Curate based on the roles you're applying for. Applying for a UX role? Lead with research-heavy, user-centered projects. Applying for a visual design role? Lead with visually stunning work. Applying to a startup? Show projects where you wore multiple hats. Your portfolio isn't a complete archive of everything you've ever designed — it's a curated argument for why you're the right person for the specific role.

Common Portfolio Mistakes

Screenshot galleries without context. A grid of beautiful screens tells the reviewer nothing about your process, thinking, or impact. Without narrative, even impressive visuals are meaningless.

Including every project you've done. Weak projects dilute strong ones. If a project doesn't demonstrate something valuable about your skills or thinking, leave it out. Quality over quantity, always.

No mobile responsiveness. If your portfolio website doesn't work well on mobile, you've demonstrated poor UX judgment to a hiring manager who's reviewing portfolios on their phone during their commute.

Slow loading times.
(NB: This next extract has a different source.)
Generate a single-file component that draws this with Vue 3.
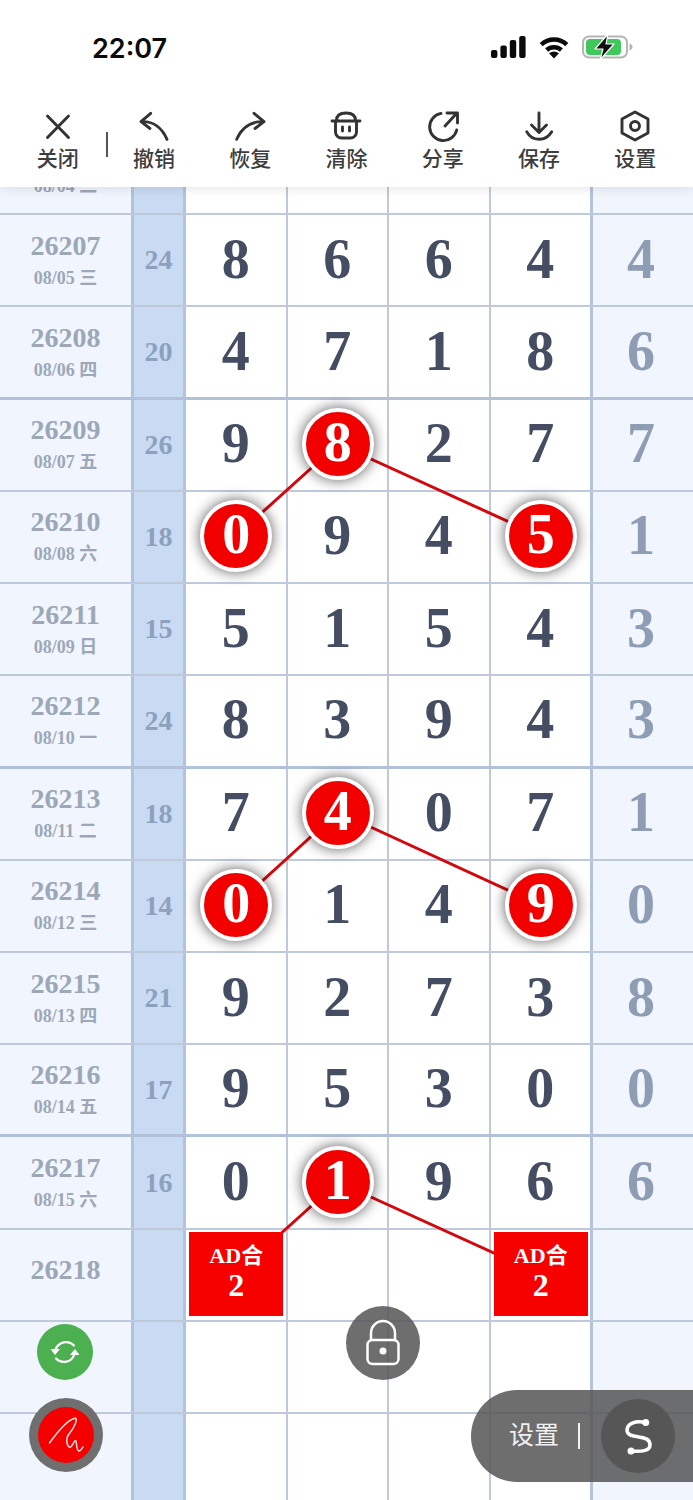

Optimize images, minimize animations, and ensure the portfolio loads quickly. A hiring manager reviewing 50 portfolios won't wait 8 seconds for yours to load.

Portfolio Platforms

For most designers, a custom personal website provides the most flexibility and professionalism: Squarespace, Webflow, or a custom-built site using Next.js or similar frameworks. These allow full control over layout, typography, and presentation — which themselves demonstrate your design sensibility.

Behance and Dribbble serve as supplementary platforms for visibility and networking but shouldn't replace a dedicated portfolio website. Their templated layouts constrain how you present your work, and hiring managers prefer the depth that a personal site allows.

Your portfolio is a living document. Update it with every significant project. Remove older work as newer, stronger work replaces it. And remember: the effort you put into presenting your work signals the effort you'll put into the work itself. Make it count.